- Make a comment on the current Australian War Memorial Referral under Environment Protection and Biodiversity (EPBC) Act; comments close 13 December 2019 (Department of the Environment and Energy website Referral No. 2019/8574).
- Attend War Memorial consultations on a future Referral under EPBC Act; consultations 2-12 December 2019 (War Memorial media release of 3 December 2019; another link)
Salami slicing is something that old-fashioned delicatessens did with a wheel-shaped blade, though now those of us who like processed meat tend to buy it in vacuum-packed plastic. Salami slicing is also used, however, by project proponents wishing to game approval processes, such as those put in place by Australian legislation on planning and heritage matters.
Heritage Guardians said this in its submission to the National Capital Authority on the War Memorial’s Works Approval application for carparking associated with the Memorial’s $500 million expansion program:
[T]he Authority has been put in the position of having to consider an “early works” application for a multi-stage project where approval of the application inevitably has implications for the project as a whole. The term “salami slicing” could apply. The threshold questions are: Is the Authority able to assess this part of the project in isolation from the entire project? How can approval for this application be taken as other than acceptance of the project as a whole?
The National Capital Authority duly waved the Memorial’s application through.

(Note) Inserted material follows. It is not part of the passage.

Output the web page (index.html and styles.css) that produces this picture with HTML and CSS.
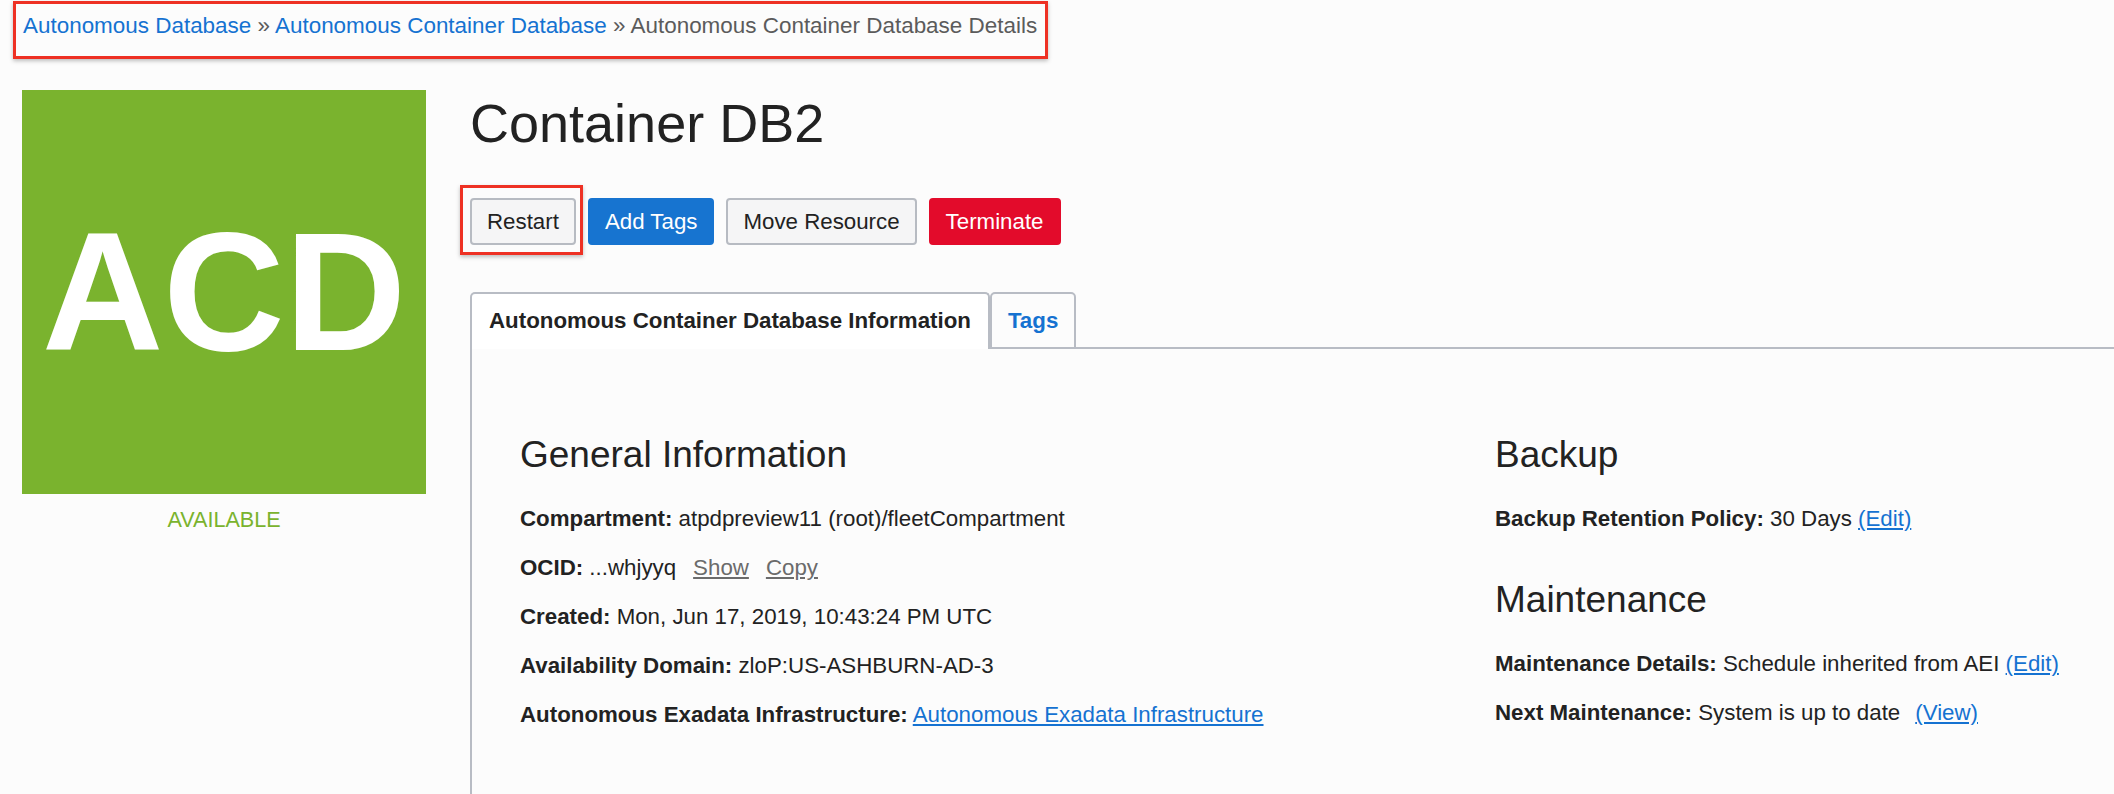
FILE: index.html
```html
<!DOCTYPE html>
<html lang="en">
<head>
<meta charset="utf-8">
<title>Container DB2 - Autonomous Container Database Details</title>
<link rel="stylesheet" href="styles.css">
</head>
<body>
<nav class="crumbs">
  <a class="crumb-link" href="#">Autonomous Database</a>
  <span class="crumb-sep">»</span>
  <a class="crumb-link" href="#">Autonomous Container Database</a>
  <span class="crumb-sep">»</span>
  <span class="crumb-current">Autonomous Container Database Details</span>
</nav>

<div class="page">
  <aside class="side">
    <div class="badge">ACD</div>
    <div class="status">AVAILABLE</div>
  </aside>

  <main class="main">
    <h1 class="title">Container DB2</h1>

    <div class="actions">
      <span class="highlight"><button class="btn">Restart</button></span>
      <button class="btn btn-primary">Add Tags</button>
      <button class="btn">Move Resource</button>
      <button class="btn btn-danger">Terminate</button>
    </div>

    <div class="tabs">
      <div class="tab tab-active">Autonomous Container Database Information</div>
      <div class="tab tab-link">Tags</div>
      <div class="tab-fill"></div>
    </div>

    <div class="panel">
      <div class="columns">
        <section class="section">
          <h2 class="section-title">General Information</h2>
          <div class="row"><span class="label">Compartment:</span> atpdpreview11 (root)/fleetCompartment</div>
          <div class="row"><span class="label">OCID:</span> ...whjyyq<a class="action" href="#">Show</a><a class="action" href="#">Copy</a></div>
          <div class="row"><span class="label">Created:</span> Mon, Jun 17, 2019, 10:43:24 PM UTC</div>
          <div class="row"><span class="label">Availability Domain:</span> zloP:US-ASHBURN-AD-3</div>
          <div class="row"><span class="label">Autonomous Exadata Infrastructure:</span> <a class="link" href="#">Autonomous Exadata Infrastructure</a></div>
        </section>

        <div class="side-sections">
          <section class="section">
            <h2 class="section-title">Backup</h2>
            <div class="row"><span class="label">Backup Retention Policy:</span> 30 Days <a class="link" href="#">(Edit)</a></div>
          </section>
          <section class="section section-next">
            <h2 class="section-title">Maintenance</h2>
            <div class="row"><span class="label">Maintenance Details:</span> Schedule inherited from AEI <a class="link" href="#">(Edit)</a></div>
            <div class="row"><span class="label">Next Maintenance:</span> System is up to date<a class="link link-gap" href="#">(View)</a></div>
          </section>
        </div>
      </div>
    </div>
  </main>
</div>
</body>
</html>
```

FILE: styles.css
```css
html, body {
  margin: 0;
  padding: 0;
}

body {
  background: #fcfcfc;
  color: #222;
  font-family: "Liberation Sans", Arial, Helvetica, sans-serif;
  font-size: 22.3px;
  overflow: hidden;
}

a {
  text-decoration: none;
}

/* breadcrumb with annotation frame */
.crumbs {
  display: inline-block;
  margin: 1px 0 0 13px;
  padding: 0 8px 9px 7px;
  border: 3px solid #ee3124;
  box-shadow: 0 2px 4px rgba(0, 0, 0, 0.25);
  font-size: 22.45px;
  line-height: 43px;
  white-space: nowrap;
  color: #5b5b5b;
}

.crumb-link {
  color: #1572d1;
}

.crumb-sep,
.crumb-current {
  color: #5b5b5b;
}

/* page layout */
.page {
  display: flex;
  gap: 44px;
  margin-top: 31px;
  padding-left: 22px;
}

.side {
  width: 404px;
  flex: 0 0 404px;
}

.badge {
  width: 404px;
  height: 404px;
  background: #7ab32e;
  color: #fff;
  font-weight: bold;
  font-size: 168px;
  display: flex;
  align-items: center;
  justify-content: center;
  line-height: 1;
}

.status {
  margin-top: 13px;
  text-align: center;
  color: #7ab32e;
  font-size: 21.6px;
  line-height: 26px;
}

.main {
  flex: 1;
  min-width: 0;
}

.title {
  margin: 0;
  font-size: 54px;
  font-weight: normal;
  line-height: 66px;
  color: #222;
}

/* action buttons */
.actions {
  display: flex;
  align-items: center;
  gap: 12px;
  margin-top: 42px;
}

.btn {
  height: 47px;
  padding: 0 15px;
  border: 2px solid #b7bbc2;
  border-radius: 4px;
  background: #f5f5f6;
  color: #222;
  font-family: inherit;
  font-size: 22.3px;
  line-height: 43px;
  cursor: pointer;
}

.btn-primary {
  background: #1774d0;
  border-color: #1774d0;
  color: #fff;
}

.btn-danger {
  background: #e30b2b;
  border-color: #e30b2b;
  color: #fff;
}

.highlight {
  position: relative;
  display: inline-flex;
}

.highlight::after {
  content: "";
  position: absolute;
  left: -10px;
  top: -13px;
  right: -7px;
  bottom: -10px;
  border: 3px solid #ee3124;
  box-shadow: 0 2px 4px rgba(0, 0, 0, 0.25);
  pointer-events: none;
}

/* tabs */
.tabs {
  display: flex;
  align-items: flex-end;
  margin-top: 47px;
}

.tab {
  height: 57px;
  box-sizing: border-box;
  padding: 0 17px;
  border: 2px solid #b8bcc4;
  border-radius: 5px 5px 0 0;
  font-weight: bold;
  line-height: 53px;
  white-space: nowrap;
}

.tab-active {
  border-bottom: none;
  background: #fff;
  color: #222;
  line-height: 54px;
}

.tab-link {
  color: #1572d1;
  padding: 0 16px;
}

.tab-fill {
  flex: 1;
  border-bottom: 2px solid #b8bcc4;
}

/* content panel */
.panel {
  border-left: 2px solid #b8bcc4;
  padding: 84px 0 0 48px;
  min-height: 500px;
}

.columns {
  display: grid;
  grid-template-columns: 975px 1fr;
}

.section-title {
  margin: 0 0 17px;
  font-size: 37px;
  font-weight: normal;
  line-height: 44px;
  color: #222;
}

.section-next {
  margin-top: 35px;
}

.row {
  line-height: 49px;
  white-space: nowrap;
}

.label {
  font-weight: bold;
}

.link {
  color: #1572d1;
  text-decoration: underline;
}

.link-gap {
  margin-left: 15px;
}

.action {
  margin-left: 17px;
  color: #6b6b6b;
  text-decoration: underline;
}
```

To describe this outcome, we made use of Lewis Carroll’s Humpty Dumpty (‘”When I use a word”, Humpty Dumpty said, in rather a scornful tone, “it means just what I choose it to mean – neither more nor less”‘) to characterise the Authority’s decision: the Authority said the carparking ‘is the first of the permanent works forming part of the broader redevelopment project’ but it was, at the same time ‘an independent structure, not physically connected to the larger redevelopment project and is therefore able to be considered as a separate project’. So there: salami sliced and wrapped.

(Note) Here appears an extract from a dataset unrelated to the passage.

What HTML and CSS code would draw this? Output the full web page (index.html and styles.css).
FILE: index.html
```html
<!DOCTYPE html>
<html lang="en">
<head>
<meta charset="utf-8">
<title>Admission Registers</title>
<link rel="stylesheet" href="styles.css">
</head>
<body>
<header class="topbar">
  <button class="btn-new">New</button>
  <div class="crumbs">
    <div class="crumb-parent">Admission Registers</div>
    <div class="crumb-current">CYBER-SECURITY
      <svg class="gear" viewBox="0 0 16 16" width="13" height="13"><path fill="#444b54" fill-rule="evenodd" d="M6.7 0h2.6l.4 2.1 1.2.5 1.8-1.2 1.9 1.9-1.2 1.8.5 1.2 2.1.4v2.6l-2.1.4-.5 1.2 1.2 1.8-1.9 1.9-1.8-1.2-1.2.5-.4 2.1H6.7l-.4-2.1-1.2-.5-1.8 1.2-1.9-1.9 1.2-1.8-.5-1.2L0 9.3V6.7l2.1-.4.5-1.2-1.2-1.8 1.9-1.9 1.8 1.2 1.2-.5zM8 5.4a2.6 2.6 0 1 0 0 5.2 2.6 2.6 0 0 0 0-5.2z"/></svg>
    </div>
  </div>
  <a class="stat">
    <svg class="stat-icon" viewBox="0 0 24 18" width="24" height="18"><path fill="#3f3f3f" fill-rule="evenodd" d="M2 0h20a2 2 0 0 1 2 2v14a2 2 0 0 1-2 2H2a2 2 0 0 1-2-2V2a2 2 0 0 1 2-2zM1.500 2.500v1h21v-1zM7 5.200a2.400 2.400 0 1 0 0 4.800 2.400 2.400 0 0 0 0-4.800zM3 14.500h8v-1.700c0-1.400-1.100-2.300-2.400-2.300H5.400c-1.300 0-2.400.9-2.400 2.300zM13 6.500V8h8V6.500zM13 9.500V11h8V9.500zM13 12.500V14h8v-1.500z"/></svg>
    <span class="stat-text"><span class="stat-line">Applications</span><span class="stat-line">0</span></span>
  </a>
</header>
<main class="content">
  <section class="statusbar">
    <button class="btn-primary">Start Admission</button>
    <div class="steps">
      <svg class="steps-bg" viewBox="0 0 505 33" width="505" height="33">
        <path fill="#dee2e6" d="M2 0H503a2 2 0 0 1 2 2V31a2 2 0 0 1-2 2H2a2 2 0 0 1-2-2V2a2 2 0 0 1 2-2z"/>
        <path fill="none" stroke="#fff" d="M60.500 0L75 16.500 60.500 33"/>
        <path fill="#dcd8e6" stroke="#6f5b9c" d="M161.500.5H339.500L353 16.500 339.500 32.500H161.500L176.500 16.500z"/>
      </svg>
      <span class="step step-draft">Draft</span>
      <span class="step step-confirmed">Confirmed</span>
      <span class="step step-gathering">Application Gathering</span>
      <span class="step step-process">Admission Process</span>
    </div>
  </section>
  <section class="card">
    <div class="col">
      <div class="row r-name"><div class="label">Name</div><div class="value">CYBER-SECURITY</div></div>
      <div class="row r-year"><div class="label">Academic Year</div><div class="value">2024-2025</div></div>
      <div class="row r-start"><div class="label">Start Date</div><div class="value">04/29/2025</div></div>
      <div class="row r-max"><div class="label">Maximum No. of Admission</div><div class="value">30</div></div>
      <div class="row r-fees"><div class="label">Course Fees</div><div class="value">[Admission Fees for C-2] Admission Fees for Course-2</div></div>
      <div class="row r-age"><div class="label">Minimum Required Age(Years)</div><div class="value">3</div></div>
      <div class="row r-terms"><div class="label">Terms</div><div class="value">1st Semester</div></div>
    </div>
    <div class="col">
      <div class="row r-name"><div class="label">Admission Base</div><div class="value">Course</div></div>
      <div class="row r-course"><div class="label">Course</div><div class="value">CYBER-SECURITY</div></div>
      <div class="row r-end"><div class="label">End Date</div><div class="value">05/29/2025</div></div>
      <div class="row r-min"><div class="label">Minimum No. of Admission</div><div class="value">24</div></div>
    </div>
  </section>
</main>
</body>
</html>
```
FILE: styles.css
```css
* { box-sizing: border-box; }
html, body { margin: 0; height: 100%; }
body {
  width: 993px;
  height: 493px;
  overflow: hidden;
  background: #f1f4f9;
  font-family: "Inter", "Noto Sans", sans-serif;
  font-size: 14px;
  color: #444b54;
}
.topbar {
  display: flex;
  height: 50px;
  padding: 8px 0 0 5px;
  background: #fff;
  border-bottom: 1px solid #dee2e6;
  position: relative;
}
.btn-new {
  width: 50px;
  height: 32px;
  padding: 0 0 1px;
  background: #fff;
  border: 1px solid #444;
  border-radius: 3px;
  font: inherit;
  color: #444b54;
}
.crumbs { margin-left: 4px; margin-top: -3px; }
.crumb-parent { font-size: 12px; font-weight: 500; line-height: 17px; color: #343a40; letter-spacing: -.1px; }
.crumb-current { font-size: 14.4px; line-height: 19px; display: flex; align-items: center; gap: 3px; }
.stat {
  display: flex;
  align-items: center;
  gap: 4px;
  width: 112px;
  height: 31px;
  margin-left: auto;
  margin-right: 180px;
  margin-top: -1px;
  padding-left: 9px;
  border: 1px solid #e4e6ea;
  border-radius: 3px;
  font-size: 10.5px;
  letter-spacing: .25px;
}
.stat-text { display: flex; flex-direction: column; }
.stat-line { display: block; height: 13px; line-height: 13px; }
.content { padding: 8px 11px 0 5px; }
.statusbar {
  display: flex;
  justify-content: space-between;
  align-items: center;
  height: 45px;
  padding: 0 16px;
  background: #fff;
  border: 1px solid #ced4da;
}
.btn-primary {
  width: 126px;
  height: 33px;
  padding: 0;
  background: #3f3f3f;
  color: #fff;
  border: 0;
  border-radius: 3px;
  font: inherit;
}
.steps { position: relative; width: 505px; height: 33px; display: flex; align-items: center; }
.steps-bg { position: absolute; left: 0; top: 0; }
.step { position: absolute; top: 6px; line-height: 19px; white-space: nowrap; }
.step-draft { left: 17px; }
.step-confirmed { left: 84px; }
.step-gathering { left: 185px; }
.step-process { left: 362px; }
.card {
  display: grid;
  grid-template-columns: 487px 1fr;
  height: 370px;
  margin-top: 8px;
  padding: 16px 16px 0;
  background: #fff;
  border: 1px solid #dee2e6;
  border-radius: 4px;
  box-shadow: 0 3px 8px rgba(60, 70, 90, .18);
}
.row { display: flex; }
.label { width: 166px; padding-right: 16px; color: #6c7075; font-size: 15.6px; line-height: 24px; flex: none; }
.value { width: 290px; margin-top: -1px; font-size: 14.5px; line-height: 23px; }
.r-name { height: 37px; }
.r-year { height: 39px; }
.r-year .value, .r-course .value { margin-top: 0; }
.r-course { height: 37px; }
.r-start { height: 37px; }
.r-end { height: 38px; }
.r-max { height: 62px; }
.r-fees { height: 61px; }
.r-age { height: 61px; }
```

Another slice of salami is currently under consideration at the Department of the Environment and Energy (DEE), which has to decide whether some parts (slices) of the Memorial project – the New Southern Entrance, Anzac Hall, the Glazed Courtyard, and the Parliament House Vista – should be declared Controlled Actions under the EPBC Act. We know from the Memorial’s media release that the slice currently being considered by DEE (closing 13 December) is separate from the one the Memorial is consulting people on from 2 December (yesterday) to 12 December. This is because the latter consultation includes sections of the project which are not covered by the current Referral – refurbishment of the main building, an extension to the Bean Building, and public realm works – and because ‘data and feedback’ have to be collected to go to DEE as part of the consultation process. (Moreover, the current consultation was meant to close on 3 December, but the time had to be extended because some of the documentation was overlooked on the first go.)
Latest model salami slicing machine (Alibaba)
The links above will take you to where you can make your views known. The War Memorial media release includes contact details if you need clarification. We think we’ve got it right.
We will publish later in the week the Heritage Guardians submission on the current EPBC Referral. Meanwhile, here is a summary of the submission.
The proposal should be subject to rigorous assessment by the Department [of the Environment and Energy] as a controlled action under the EPBC Act.
National Heritage values and Commonwealth Heritage values are at risk of significant impact from the proposal as it relates to the New Southern Entrance, Anzac Hall, the Glazed Courtyard, and the Parliament House Vista.
There are whole of environment impacts also.
The Referral does not cover significant aspects of the project, contributing to ‘salami slicing’ of the project to an extent that amounts to gaming of the approvals process.
The Referral contains misleading or incorrect information in relation to the project’s Detailed Business Case, the basis for project costings, the Memorial’s description of its role, and the amount of consultation the Memorial has undertaken on the project.
3 December 2019 updated
David Stephens is a member of the Heritage Guardians committee, leading a community campaign against the extensions to the War Memorial.
The cumulative impact of new and future development is a critical consideration in heritage impact assessment and it really is outrageous how the AWM is approaching this. The NCA has made a significant mistake in not considering this for the carpark – it will be shocking if DEE does not simply throw this approach out the window it’s so bad!